Time to grow your own food.
The world’s first test tube hamburger will be served up this October after scientists perfected the art of growing beef in the lab.
By Nick Collins, Science Correspondent, in Vancouver
8:00PM GMT 19 Feb 2012
By generating strips of meat from stem cells researchers believe they can create a product that is identical to a real burger.
The process of culturing the artificial meat in the lab is so laborious that the finished product, expected to arrive in eight months’ time, will cost about £220,000 (EUR250,000).
But researchers expect that after producing their first patty they will be able to scale up the process to create affordable artificial meat products.
Mass-producing beef, pork, chicken and lamb in the lab could satisfy the growing global demand for meat – forecast to double within the next 40 years – and dramatically reduce the harm that farming does to the environment.
Last autumn the Telegraph reported that Prof Mark Post of Maastricht University in the Netherlands had grown small strips of muscle tissue from a pig’s stem cells, using a serum taken from a horse foetus.
Speaking at the American Academy for the Advancement of Science (AAAS) annual meeting in Vancouver yesterday afternoon (SUNDAY), Prof Post said his team has successfully replicated the process with cow cells and calf serum, bringing the first artificial burger a step closer.
He said: “In October we are going to provide a proof of concept showing out of stem cells we can make a product that looks, feels and hopefully tastes like meat.”

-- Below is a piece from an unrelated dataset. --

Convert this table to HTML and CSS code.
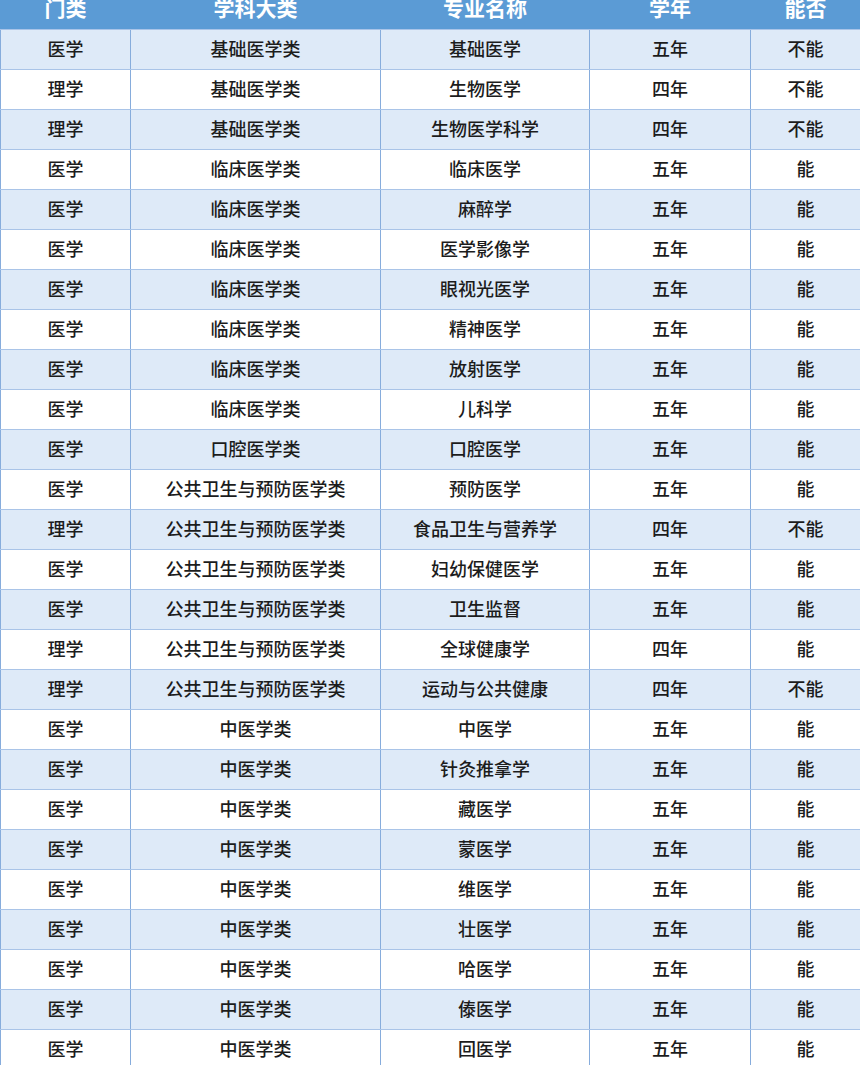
FILE: index.html
```html
<!DOCTYPE html>
<html lang="zh-CN">
<head>
<meta charset="utf-8">
<link rel="stylesheet" href="styles.css">
</head>
<body>
<div class="frame">
<table class="majors">
<colgroup>
<col class="c1"><col class="c2"><col class="c3"><col class="c4"><col class="c5">
</colgroup>
<thead>
<tr><th>门类</th><th>学科大类</th><th>专业名称</th><th>学年</th><th>能否</th></tr>
</thead>
<tbody>
<tr><td>医学</td><td>基础医学类</td><td>基础医学</td><td>五年</td><td>不能</td></tr>
<tr><td>理学</td><td>基础医学类</td><td>生物医学</td><td>四年</td><td>不能</td></tr>
<tr><td>理学</td><td>基础医学类</td><td>生物医学科学</td><td>四年</td><td>不能</td></tr>
<tr><td>医学</td><td>临床医学类</td><td>临床医学</td><td>五年</td><td>能</td></tr>
<tr><td>医学</td><td>临床医学类</td><td>麻醉学</td><td>五年</td><td>能</td></tr>
<tr><td>医学</td><td>临床医学类</td><td>医学影像学</td><td>五年</td><td>能</td></tr>
<tr><td>医学</td><td>临床医学类</td><td>眼视光医学</td><td>五年</td><td>能</td></tr>
<tr><td>医学</td><td>临床医学类</td><td>精神医学</td><td>五年</td><td>能</td></tr>
<tr><td>医学</td><td>临床医学类</td><td>放射医学</td><td>五年</td><td>能</td></tr>
<tr><td>医学</td><td>临床医学类</td><td>儿科学</td><td>五年</td><td>能</td></tr>
<tr><td>医学</td><td>口腔医学类</td><td>口腔医学</td><td>五年</td><td>能</td></tr>
<tr><td>医学</td><td>公共卫生与预防医学类</td><td>预防医学</td><td>五年</td><td>能</td></tr>
<tr><td>理学</td><td>公共卫生与预防医学类</td><td>食品卫生与营养学</td><td>四年</td><td>不能</td></tr>
<tr><td>医学</td><td>公共卫生与预防医学类</td><td>妇幼保健医学</td><td>五年</td><td>能</td></tr>
<tr><td>医学</td><td>公共卫生与预防医学类</td><td>卫生监督</td><td>五年</td><td>能</td></tr>
<tr><td>理学</td><td>公共卫生与预防医学类</td><td>全球健康学</td><td>四年</td><td>能</td></tr>
<tr><td>理学</td><td>公共卫生与预防医学类</td><td>运动与公共健康</td><td>四年</td><td>不能</td></tr>
<tr><td>医学</td><td>中医学类</td><td>中医学</td><td>五年</td><td>能</td></tr>
<tr><td>医学</td><td>中医学类</td><td>针灸推拿学</td><td>五年</td><td>能</td></tr>
<tr><td>医学</td><td>中医学类</td><td>藏医学</td><td>五年</td><td>能</td></tr>
<tr><td>医学</td><td>中医学类</td><td>蒙医学</td><td>五年</td><td>能</td></tr>
<tr><td>医学</td><td>中医学类</td><td>维医学</td><td>五年</td><td>能</td></tr>
<tr><td>医学</td><td>中医学类</td><td>壮医学</td><td>五年</td><td>能</td></tr>
<tr><td>医学</td><td>中医学类</td><td>哈医学</td><td>五年</td><td>能</td></tr>
<tr><td>医学</td><td>中医学类</td><td>傣医学</td><td>五年</td><td>能</td></tr>
<tr><td>医学</td><td>中医学类</td><td>回医学</td><td>五年</td><td>能</td></tr>
</tbody>
</table>
</div>
</body>
</html>
```

FILE: styles.css
```css
html, body {
  margin: 0;
  padding: 0;
  background: #ffffff;
}
.frame {
  width: 860px;
  height: 1065px;
  overflow: hidden;
}
.majors {
  margin-top: -11px;
  width: 860px;
  border-collapse: collapse;
  table-layout: fixed;
  font-family: "Noto Sans CJK SC", "Noto Sans", sans-serif;
}
.c1 { width: 130px; }
.c2 { width: 250px; }
.c3 { width: 209px; }
.c4 { width: 161px; }
.c5 { width: 110px; }
.majors th {
  height: 40px;
  padding: 0 0 4px 0;
  background: #5b9bd5;
  color: #ffffff;
  font-size: 21px;
  font-weight: 700;
  line-height: 1;
  text-align: center;
  border: 1px solid #5b9bd5;
  border-bottom: 1px solid #a9c4e8;
  box-sizing: border-box;
}
.majors td {
  height: 40px;
  padding: 0 0 4px 0;
  font-size: 18px;
  font-weight: 500;
  color: #1c1c1c;
  text-align: center;
  border-top: 1px solid #a9c4e8;
  border-bottom: 1px solid #a9c4e8;
  border-left: 1px solid #86acdc;
  border-right: 1px solid #86acdc;
  box-sizing: border-box;
  line-height: 1;
}
.majors tbody tr:nth-child(odd) td {
  background: #deeaf8;
}
.majors tbody tr:nth-child(even) td {
  background: #ffffff;
}
```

Although it is possible to extract a limited number of stem cells from cows without killing them, Prof Post said the most efficient way of taking the process forward would still involve slaughter.
He said: “Eventually my vision is that you have a limited herd of donor animals in the world that you keep in stock and that you get your cells form there.”
Each animal would be able to produce about a million times more meat through the lab-based technique than through the traditional method of butchery, he added.
Making a complete burger will require 3,000 strips of muscle tissue, each of which measures about 3cm long by 1.5cm wide, with a thickness of half a millimetre and takes six weeks to produce.
The meat will then be ground up with 200 strips of fat tissue, produced in the same way, to make a hamburger.
To produce the meat, stem cells are placed in a broth containing vital nutrients and serum from a cow foetus which allow them to grow into muscle cells and multiply up to 30 times.
The strips of meat begin contracting like real muscle cells, and are attached to velcro and stretched to boost this process and keep them supple.
At the moment the method produces meat with realistic fibres and a pinkish-yellow tinge, but Prof Post expects to produce more authentically coloured strips in the near future.
He forecast that, with the right funding and regulatory approval, his method could be scaled up to industrial proportions within as little as ten years.
But creating different cuts, such as steaks, would be more problematic because to grow thicker strips of meat would require an artificial blood supply, he added.
The work is being financed by anonymous and extremely wealthy benefactor who Prof Post claims is a household name with a reputation for “turning everything into gold”.
Prof Post plans to ask Heston Blumenthal to cook the meat, and the anonymous financer will decide who to invite to eat it.
The only person to have tried the lab-grown meat so far is a Russian journalist who snatched a sample of pork during a visit to Prof Post’s lab at Maastricht University last year and declared himself unimpressed.